Estrabón, en su famosa obra, dice que los celtas vivían dentro de una especie de cercados, de kraals circulares, que servían a la vez de parques del ganado. Este sistema de parque o prado comunal denota una economía esencialmente pastoril, por la protección que ofrecía para los animales, sin menoscabo a las producciones agrícolas para el sustento diario. Puede observarse, a simple vista, que el núcleo originario de la villa de Cordovero fue un cercado o empalizada entre las viviendas de sus primeros moradores en torno al prado comunal, hacia el cual podían incluso conducir, por gravedad, el agua de la fuente cercana.

Cuando publiqué, en 1968, el referido trabajo, como se confiase en las posibilidades de la moderna agricultura de grupo, propuse un modelo para dar rentabilidad económica a la explotación de la Llousina; fracasada, casi totalmente en España, aquella idea de gestión comunitaria para paliar los defectos del minifundismo, ahora con el fuerte éxodo rural, la ería ha dejado de cultivarse, se dedica a pasto y de los once vecinos residentes durante todo el año en el pueblo sólo tres matrimonios jubilados tendrían derecho al disfrute de este bien comunal en la forma tradicional.
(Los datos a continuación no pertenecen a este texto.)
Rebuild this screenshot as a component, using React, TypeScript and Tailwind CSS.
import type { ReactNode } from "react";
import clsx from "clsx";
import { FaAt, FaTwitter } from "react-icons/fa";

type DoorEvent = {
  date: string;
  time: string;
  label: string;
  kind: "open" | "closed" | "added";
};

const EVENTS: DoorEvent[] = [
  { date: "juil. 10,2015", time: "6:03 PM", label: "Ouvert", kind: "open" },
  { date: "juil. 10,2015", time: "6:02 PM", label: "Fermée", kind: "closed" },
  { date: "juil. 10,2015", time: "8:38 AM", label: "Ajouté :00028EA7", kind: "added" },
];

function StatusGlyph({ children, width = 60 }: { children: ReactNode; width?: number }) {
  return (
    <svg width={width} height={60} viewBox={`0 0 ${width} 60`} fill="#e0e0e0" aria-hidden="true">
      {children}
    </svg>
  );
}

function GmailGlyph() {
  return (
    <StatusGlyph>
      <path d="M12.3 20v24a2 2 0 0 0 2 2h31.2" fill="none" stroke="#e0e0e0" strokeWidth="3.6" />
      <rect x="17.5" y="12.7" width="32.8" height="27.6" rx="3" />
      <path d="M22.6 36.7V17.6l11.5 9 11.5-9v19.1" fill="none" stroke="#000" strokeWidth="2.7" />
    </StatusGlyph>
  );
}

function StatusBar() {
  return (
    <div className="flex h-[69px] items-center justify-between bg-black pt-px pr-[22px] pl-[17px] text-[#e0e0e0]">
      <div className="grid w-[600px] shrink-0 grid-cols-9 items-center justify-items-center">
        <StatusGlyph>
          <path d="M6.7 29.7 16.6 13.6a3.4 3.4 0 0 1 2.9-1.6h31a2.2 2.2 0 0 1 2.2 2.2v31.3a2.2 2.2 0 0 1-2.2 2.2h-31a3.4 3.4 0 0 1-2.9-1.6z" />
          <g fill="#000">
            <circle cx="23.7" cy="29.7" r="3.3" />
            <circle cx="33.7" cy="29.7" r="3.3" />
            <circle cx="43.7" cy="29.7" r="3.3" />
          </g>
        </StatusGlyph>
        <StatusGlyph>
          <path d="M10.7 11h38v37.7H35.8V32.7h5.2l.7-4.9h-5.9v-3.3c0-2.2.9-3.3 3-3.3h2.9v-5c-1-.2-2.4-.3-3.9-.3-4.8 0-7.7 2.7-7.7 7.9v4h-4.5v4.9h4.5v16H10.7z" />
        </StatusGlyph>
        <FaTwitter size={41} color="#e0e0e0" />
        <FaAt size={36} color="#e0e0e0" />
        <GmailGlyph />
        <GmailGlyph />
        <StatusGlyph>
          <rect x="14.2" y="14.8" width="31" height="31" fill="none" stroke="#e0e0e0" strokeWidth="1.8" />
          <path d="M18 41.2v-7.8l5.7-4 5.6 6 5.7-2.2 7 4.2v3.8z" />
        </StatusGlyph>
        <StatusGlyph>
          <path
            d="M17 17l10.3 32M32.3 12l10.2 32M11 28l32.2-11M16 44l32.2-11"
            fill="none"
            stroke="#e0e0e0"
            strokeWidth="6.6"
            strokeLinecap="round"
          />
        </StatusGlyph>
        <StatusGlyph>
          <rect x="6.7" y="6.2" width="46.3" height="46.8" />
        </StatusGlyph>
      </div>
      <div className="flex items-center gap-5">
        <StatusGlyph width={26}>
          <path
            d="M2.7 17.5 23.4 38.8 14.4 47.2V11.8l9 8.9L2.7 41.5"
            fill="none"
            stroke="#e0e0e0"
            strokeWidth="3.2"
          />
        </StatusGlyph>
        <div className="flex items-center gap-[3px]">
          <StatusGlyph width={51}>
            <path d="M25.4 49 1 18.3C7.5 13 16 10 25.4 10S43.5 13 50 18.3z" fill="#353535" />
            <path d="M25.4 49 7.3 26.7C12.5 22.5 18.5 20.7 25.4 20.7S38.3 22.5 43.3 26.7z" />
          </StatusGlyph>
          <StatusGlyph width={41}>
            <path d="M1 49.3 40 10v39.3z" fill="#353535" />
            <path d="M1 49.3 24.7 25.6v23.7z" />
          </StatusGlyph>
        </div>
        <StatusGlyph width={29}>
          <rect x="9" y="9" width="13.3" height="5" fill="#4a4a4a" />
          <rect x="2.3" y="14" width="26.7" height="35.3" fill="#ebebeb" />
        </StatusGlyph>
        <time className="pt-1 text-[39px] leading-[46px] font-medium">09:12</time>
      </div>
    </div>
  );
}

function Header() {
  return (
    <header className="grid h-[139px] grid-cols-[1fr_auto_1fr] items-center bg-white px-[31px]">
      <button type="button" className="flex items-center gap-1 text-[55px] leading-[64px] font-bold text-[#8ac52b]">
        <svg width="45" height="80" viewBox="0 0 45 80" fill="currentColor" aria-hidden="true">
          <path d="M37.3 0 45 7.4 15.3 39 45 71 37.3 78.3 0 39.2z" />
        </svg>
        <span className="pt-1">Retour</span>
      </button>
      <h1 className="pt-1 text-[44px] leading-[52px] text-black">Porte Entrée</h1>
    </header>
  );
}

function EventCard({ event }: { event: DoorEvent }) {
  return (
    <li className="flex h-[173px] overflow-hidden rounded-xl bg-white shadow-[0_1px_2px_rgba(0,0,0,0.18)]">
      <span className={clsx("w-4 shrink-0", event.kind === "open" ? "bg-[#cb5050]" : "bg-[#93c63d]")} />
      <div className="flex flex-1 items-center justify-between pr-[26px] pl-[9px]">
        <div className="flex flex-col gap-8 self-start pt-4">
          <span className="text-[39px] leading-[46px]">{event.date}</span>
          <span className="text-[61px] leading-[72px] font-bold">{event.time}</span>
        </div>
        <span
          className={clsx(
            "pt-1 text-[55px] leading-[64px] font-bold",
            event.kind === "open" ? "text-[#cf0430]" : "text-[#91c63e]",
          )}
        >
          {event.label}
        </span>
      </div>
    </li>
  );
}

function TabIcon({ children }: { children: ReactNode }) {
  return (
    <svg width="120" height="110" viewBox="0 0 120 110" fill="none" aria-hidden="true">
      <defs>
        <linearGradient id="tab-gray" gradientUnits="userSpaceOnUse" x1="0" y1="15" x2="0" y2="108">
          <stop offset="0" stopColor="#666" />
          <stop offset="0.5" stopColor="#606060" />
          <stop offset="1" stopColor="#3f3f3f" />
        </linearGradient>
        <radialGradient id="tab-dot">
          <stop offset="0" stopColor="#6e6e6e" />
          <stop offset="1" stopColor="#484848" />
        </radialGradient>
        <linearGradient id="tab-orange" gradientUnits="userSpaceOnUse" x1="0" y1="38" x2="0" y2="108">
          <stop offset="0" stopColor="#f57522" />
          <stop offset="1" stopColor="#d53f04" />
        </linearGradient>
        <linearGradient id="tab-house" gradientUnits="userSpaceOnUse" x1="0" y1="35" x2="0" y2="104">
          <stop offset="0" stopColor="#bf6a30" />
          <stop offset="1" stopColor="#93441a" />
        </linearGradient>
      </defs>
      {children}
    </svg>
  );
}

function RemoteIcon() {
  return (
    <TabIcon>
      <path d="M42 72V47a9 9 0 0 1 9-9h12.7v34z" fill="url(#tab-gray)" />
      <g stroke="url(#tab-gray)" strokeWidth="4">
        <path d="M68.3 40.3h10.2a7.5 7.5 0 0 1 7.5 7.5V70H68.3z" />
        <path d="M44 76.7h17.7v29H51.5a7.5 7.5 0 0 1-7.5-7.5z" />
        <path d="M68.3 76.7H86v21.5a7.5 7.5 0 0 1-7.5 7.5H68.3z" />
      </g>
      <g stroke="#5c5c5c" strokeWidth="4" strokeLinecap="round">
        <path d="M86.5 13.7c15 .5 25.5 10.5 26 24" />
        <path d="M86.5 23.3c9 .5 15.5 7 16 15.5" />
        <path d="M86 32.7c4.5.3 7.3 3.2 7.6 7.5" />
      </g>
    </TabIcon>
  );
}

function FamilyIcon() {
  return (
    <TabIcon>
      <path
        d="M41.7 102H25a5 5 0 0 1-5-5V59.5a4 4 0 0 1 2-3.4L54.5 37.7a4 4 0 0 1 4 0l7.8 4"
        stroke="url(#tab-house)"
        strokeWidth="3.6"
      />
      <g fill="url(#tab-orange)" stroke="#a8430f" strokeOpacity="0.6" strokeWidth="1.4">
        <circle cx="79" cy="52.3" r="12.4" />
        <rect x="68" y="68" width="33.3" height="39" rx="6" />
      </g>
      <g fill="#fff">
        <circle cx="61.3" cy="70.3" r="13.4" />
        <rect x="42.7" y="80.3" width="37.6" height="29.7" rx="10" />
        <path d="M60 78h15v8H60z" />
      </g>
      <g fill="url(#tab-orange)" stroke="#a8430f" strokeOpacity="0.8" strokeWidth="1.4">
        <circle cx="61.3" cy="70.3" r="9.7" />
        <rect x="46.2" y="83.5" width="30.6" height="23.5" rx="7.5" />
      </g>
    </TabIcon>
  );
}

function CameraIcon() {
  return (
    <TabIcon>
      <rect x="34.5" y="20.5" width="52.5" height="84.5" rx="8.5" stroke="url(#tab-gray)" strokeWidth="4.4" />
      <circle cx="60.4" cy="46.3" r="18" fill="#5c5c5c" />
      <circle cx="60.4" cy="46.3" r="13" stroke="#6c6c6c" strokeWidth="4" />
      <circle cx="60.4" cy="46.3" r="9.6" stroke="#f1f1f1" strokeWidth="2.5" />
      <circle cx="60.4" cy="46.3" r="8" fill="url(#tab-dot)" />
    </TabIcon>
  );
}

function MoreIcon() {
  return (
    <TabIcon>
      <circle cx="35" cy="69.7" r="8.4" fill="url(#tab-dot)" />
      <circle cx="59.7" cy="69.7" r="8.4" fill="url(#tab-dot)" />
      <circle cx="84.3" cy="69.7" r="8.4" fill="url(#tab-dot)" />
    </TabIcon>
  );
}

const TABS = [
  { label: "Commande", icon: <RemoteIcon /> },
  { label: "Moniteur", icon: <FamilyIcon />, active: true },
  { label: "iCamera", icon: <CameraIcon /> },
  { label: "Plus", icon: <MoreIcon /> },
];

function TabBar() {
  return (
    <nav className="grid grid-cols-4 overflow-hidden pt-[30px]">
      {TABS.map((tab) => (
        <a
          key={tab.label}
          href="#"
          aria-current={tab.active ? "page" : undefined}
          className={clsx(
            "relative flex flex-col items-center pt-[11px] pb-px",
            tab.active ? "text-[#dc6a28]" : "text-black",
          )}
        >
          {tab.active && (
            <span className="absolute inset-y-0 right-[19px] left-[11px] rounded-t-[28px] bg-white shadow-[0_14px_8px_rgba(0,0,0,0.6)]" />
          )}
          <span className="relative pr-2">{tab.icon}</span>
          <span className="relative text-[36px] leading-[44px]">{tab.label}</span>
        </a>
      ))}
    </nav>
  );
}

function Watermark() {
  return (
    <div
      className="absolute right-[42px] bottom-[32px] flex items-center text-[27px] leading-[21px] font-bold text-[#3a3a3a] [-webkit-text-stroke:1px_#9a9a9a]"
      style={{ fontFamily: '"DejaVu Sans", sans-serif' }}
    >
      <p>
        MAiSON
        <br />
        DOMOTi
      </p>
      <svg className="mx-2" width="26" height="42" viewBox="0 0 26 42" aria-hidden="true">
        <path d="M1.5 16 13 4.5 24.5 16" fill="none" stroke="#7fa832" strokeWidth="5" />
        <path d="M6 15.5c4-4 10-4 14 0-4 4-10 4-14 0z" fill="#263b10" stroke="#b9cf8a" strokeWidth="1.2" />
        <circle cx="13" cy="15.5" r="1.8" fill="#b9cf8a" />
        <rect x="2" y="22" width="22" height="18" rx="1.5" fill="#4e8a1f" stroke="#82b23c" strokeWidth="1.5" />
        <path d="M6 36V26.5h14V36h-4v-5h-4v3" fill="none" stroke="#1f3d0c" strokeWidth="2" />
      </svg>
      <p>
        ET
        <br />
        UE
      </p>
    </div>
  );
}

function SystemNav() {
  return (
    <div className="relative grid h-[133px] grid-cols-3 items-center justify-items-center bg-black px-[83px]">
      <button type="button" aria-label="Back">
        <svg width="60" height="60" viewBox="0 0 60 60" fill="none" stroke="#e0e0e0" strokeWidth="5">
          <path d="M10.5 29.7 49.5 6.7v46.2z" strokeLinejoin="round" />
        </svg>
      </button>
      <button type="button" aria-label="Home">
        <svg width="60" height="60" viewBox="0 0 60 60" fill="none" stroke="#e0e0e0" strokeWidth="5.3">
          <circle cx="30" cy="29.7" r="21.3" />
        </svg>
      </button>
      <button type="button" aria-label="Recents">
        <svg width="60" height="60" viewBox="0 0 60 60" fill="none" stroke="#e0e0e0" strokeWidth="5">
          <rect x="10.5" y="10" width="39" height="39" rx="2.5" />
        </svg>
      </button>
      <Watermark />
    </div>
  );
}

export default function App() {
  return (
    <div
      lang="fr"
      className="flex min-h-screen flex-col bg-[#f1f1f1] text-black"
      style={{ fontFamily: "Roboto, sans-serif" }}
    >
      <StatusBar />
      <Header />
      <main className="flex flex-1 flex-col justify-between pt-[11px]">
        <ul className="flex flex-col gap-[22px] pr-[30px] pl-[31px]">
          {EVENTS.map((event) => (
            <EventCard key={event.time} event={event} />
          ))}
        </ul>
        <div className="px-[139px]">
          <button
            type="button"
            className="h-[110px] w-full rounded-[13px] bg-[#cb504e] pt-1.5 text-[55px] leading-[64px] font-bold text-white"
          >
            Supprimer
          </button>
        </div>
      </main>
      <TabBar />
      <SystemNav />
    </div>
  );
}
Como colofón, debemos resaltar que en Cordovero -como ocurrió en las Galias tras la conquista de Julio César-, el suelo agrario ha conservado en gran medida la fisonomía que en su tiempo le dieron los celtas. Certera apreciación la de Ortega y Gasset: «El alma del labriego es docilidad y tradicionalismo, recogimiento de lo cotidiano, imperio del hábito, gravitación hacia el pasado».